What you need to do: For every line in the data below that contains "page", copy the line.

-------

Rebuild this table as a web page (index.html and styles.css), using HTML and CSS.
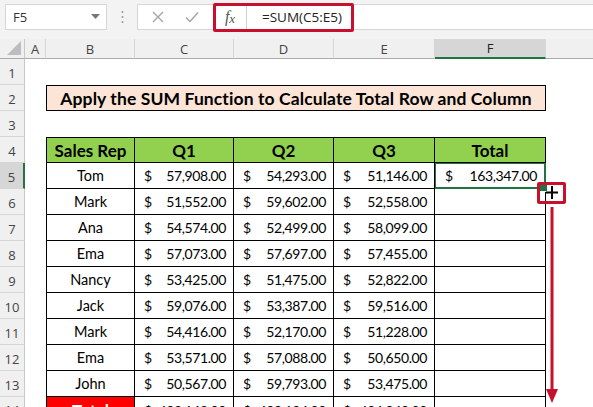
FILE: index.html
```html
<!DOCTYPE html>
<html>
<head>
<meta charset="utf-8">
<link rel="stylesheet" href="styles.css">
</head>
<body>
<div class="page">
  <div class="toolbar">
    <div class="namebox">
      <span>F5</span>
      <svg class="dd" width="9" height="5" viewBox="0 0 9 5"><polygon points="0,0 9,0 4.5,5" fill="#777"/></svg>
    </div>
    <div class="dots">
      <svg width="3" height="14" viewBox="0 0 3 14"><circle cx="1.5" cy="2" r="1" fill="#999"/><circle cx="1.5" cy="7" r="1" fill="#999"/><circle cx="1.5" cy="12" r="1" fill="#999"/></svg>
    </div>
    <div class="fbar">
      <div class="btns">
        <svg width="12" height="12" viewBox="0 0 12 12"><path d="M1 1 L11 11 M11 1 L1 11" stroke="#a6a6a6" stroke-width="1.4" fill="none"/></svg>
        <svg width="14" height="12" viewBox="0 0 14 12"><path d="M1 6.5 L5 10.5 L13 1.5" stroke="#a6a6a6" stroke-width="1.5" fill="none"/></svg>
      </div>
      <div class="fx"><i>f</i><i class="x">x</i></div>
      <div class="formula">=SUM(C5:E5)</div>
    </div>
  </div>

  <div class="sheet">
    <div class="corner"><svg width="14" height="14" viewBox="0 0 14 14"><polygon points="14,0 14,14 0,14" fill="#bdbdbd"/></svg></div>
    <div class="ch">A</div>
    <div class="ch">B</div>
    <div class="ch">C</div>
    <div class="ch">D</div>
    <div class="ch">E</div>
    <div class="ch ch-sel">F</div>
    <div class="ch ch-last"></div>

    <div class="rh">1</div><div class="blank span7"></div>

    <div class="rh">2</div><div class="blank"></div>
    <div class="title">Apply the SUM Function to Calculate Total Row and Column</div>
    <div class="blank"></div>

    <div class="rh">3</div><div class="blank span7"></div>

    <div class="rh">4</div><div class="blank"></div>
    <div class="c head first">Sales Rep</div>
    <div class="c head">Q1</div>
    <div class="c head">Q2</div>
    <div class="c head">Q3</div>
    <div class="c head">Total</div>
    <div class="blank"></div>

    <div class="rh rh-sel">5</div><div class="blank"></div>
    <div class="c name first">Tom</div>
    <div class="c cur"><span>$</span><span>57,908.00</span></div>
    <div class="c cur"><span>$</span><span>54,293.00</span></div>
    <div class="c cur"><span>$</span><span>51,146.00</span></div>
    <div class="c cur sel"><span>$</span><span>163,347.00</span></div>
    <div class="blank"></div>

    <div class="rh">6</div><div class="blank"></div>
    <div class="c name first">Mark</div>
    <div class="c cur"><span>$</span><span>51,552.00</span></div>
    <div class="c cur"><span>$</span><span>59,602.00</span></div>
    <div class="c cur"><span>$</span><span>52,558.00</span></div>
    <div class="c"></div>
    <div class="blank"></div>

    <div class="rh">7</div><div class="blank"></div>
    <div class="c name first">Ana</div>
    <div class="c cur"><span>$</span><span>54,574.00</span></div>
    <div class="c cur"><span>$</span><span>52,499.00</span></div>
    <div class="c cur"><span>$</span><span>58,099.00</span></div>
    <div class="c"></div>
    <div class="blank"></div>

    <div class="rh">8</div><div class="blank"></div>
    <div class="c name first">Ema</div>
    <div class="c cur"><span>$</span><span>57,073.00</span></div>
    <div class="c cur"><span>$</span><span>57,697.00</span></div>
    <div class="c cur"><span>$</span><span>57,455.00</span></div>
    <div class="c"></div>
    <div class="blank"></div>

    <div class="rh">9</div><div class="blank"></div>
    <div class="c name first">Nancy</div>
    <div class="c cur"><span>$</span><span>53,425.00</span></div>
    <div class="c cur"><span>$</span><span>51,475.00</span></div>
    <div class="c cur"><span>$</span><span>52,822.00</span></div>
    <div class="c"></div>
    <div class="blank"></div>

    <div class="rh">10</div><div class="blank"></div>
    <div class="c name first">Jack</div>
    <div class="c cur"><span>$</span><span>59,076.00</span></div>
    <div class="c cur"><span>$</span><span>53,387.00</span></div>
    <div class="c cur"><span>$</span><span>59,516.00</span></div>
    <div class="c"></div>
    <div class="blank"></div>

    <div class="rh">11</div><div class="blank"></div>
    <div class="c name first">Mark</div>
    <div class="c cur"><span>$</span><span>54,416.00</span></div>
    <div class="c cur"><span>$</span><span>52,170.00</span></div>
    <div class="c cur"><span>$</span><span>51,228.00</span></div>
    <div class="c"></div>
    <div class="blank"></div>

    <div class="rh">12</div><div class="blank"></div>
    <div class="c name first">Ema</div>
    <div class="c cur"><span>$</span><span>53,571.00</span></div>
    <div class="c cur"><span>$</span><span>57,088.00</span></div>
    <div class="c cur"><span>$</span><span>50,650.00</span></div>
    <div class="c"></div>
    <div class="blank"></div>

    <div class="rh">13</div><div class="blank"></div>
    <div class="c name first">John</div>
    <div class="c cur"><span>$</span><span>50,567.00</span></div>
    <div class="c cur"><span>$</span><span>59,793.00</span></div>
    <div class="c cur"><span>$</span><span>53,475.00</span></div>
    <div class="c"></div>
    <div class="blank"></div>

    <div class="rh rh-cut">14</div><div class="blank"></div>
    <div class="c total first">Total</div>
    <div class="c cur cut"><span>$</span><span>492,162.00</span></div>
    <div class="c cur cut"><span>$</span><span>498,104.00</span></div>
    <div class="c cur cut"><span>$</span><span>486,949.00</span></div>
    <div class="c"></div>
    <div class="blank"></div>
  </div>

  <div class="mark-formula"></div>
  <div class="mark-handle">
    <svg width="16" height="16" viewBox="0 0 16 16"><path d="M7 1 V14 M1 7.5 H13" stroke="#000" stroke-width="2" fill="none"/></svg>
  </div>
  <svg class="mark-arrow" width="12" height="200" viewBox="0 0 12 200"><rect x="4.5" y="0" width="3" height="186" fill="#c8102e"/><polygon points="0,182 12,182 6,196" fill="#c8102e"/></svg>
</div>
</body>
</html>
```

FILE: styles.css
```css
* { box-sizing: border-box; }
html, body { margin: 0; padding: 0; }
body { width: 593px; height: 407px; overflow: hidden; background: #fff; }
.page { position: relative; width: 593px; height: 407px; overflow: hidden; }

.toolbar {
  height: 39px;
  background: #f3f3f3;
  display: flex;
  align-items: flex-start;
  padding: 4px 0 0 5px;
  font-family: "Open Sans", "Noto Sans", sans-serif;
  font-size: 13px;
  color: #333;
}
.namebox {
  width: 102px; height: 26px;
  background: #fff;
  border: 1px solid #d6d6d6;
  display: flex; align-items: center; justify-content: space-between;
  padding: 0 6px 0 7px;
}
.namebox .dd { margin-top: -2px; }
.dots { width: 30px; height: 26px; display: flex; align-items: center; justify-content: center; }
.fbar { flex: 1; height: 26px; display: flex; background: #fff; border: 1px solid #d6d6d6; border-right: none; }
.btns { width: 76px; display: flex; align-items: center; justify-content: space-around; padding: 0 4px 0 4px; border-right: 1px solid #e3e3e3; }
.fx { width: 33px; display: flex; align-items: center; justify-content: center; border-right: 1px solid #d0d0d0; font-family: "Liberation Serif", serif; font-size: 16px; color: #555; }
.fx .x { font-size: 13px; margin-top: 3px; }
.formula { flex: 1; display: flex; align-items: center; padding-left: 15px; color: #222; font-size: 13.5px; }

.sheet {
  display: grid;
  grid-template-columns: 25px 21px 89px 99px 100px 101px 111px 1fr;
  grid-template-rows: 20px repeat(14, 26px);
  font-family: "Lato", "Open Sans", sans-serif;
}
.corner { background: #f0f0f0; border-right: 1px solid #c8c8c8; border-bottom: 1px solid #ababab; display: flex; align-items: flex-end; justify-content: flex-end; padding: 0 3px 3px 0; }
.ch {
  background: #f0f0f0; border-right: 1px solid #d6d6d6; border-bottom: 1px solid #ababab;
  display: flex; align-items: center; justify-content: center;
  font-family: "Open Sans", "Noto Sans", sans-serif; font-size: 13px; color: #444;
}
.ch-sel { background: #d6d6d6; border-bottom: 2px solid #217346; color: #222; }
.ch-last { border-right: none; }
.rh {
  background: #f0f0f0; border-right: 1px solid #c8c8c8; border-bottom: 1px solid #d6d6d6;
  display: flex; align-items: center; justify-content: center;
  font-family: "Open Sans", "Noto Sans", sans-serif; font-size: 13px; color: #444; padding-top: 2px;
}
.rh-sel { background: #d6d6d6; border-right: 2px solid #217346; }
.rh-cut { align-items: flex-start; padding-top: 4px; }
.blank { background: #fff; }
.span7 { grid-column: span 7; }

.title {
  grid-column: span 5;
  background: #fce4d6; border: 1px solid #000;
  display: flex; align-items: center; justify-content: center;
  font-weight: 700; font-size: 17.5px; color: #000; letter-spacing: 0.1px;
}
.c { border-right: 1px solid #000; border-bottom: 1px solid #000; display: flex; align-items: center; font-size: 14.5px; color: #000; }
.first { border-left: 1px solid #000; }
.head { background: #92d050; border-top: 1px solid #000; justify-content: center; font-weight: 700; font-size: 17px; }
.name { justify-content: center; }
.cur { justify-content: space-between; padding: 0 7px 0 9px; font-size: 14px; letter-spacing: -0.4px; }
.cut { align-items: flex-start; padding-top: 5px; }
.total { background: #ff0000; color: #fff; font-weight: 700; font-size: 17px; justify-content: center; align-items: flex-start; padding-top: 3px; }
.sel { position: relative; border: 2px solid #217346; border-top-width: 1px; border-left-width: 1px; }
.sel::after {
  content: ""; position: absolute; right: -4px; bottom: -5px;
  width: 7px; height: 7px; background: #217346; border: 1px solid #fff;
}

.mark-formula { position: absolute; left: 213px; top: 3px; width: 141px; height: 29px; border: 3px solid #c8102e; border-radius: 2px; }
.mark-handle { position: absolute; left: 537px; top: 182px; width: 29px; height: 22px; border: 3px solid #c8102e; border-radius: 2px; display: flex; align-items: center; justify-content: center; padding-left: 2px; }
.mark-arrow { position: absolute; left: 546px; top: 207px; }
```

-------

Finished task:
Rebuild this table as a web page (index.html and styles.css), using HTML and CSS.
<div class="page">
.page { position: relative; width: 593px; height: 407px; overflow: hidden; }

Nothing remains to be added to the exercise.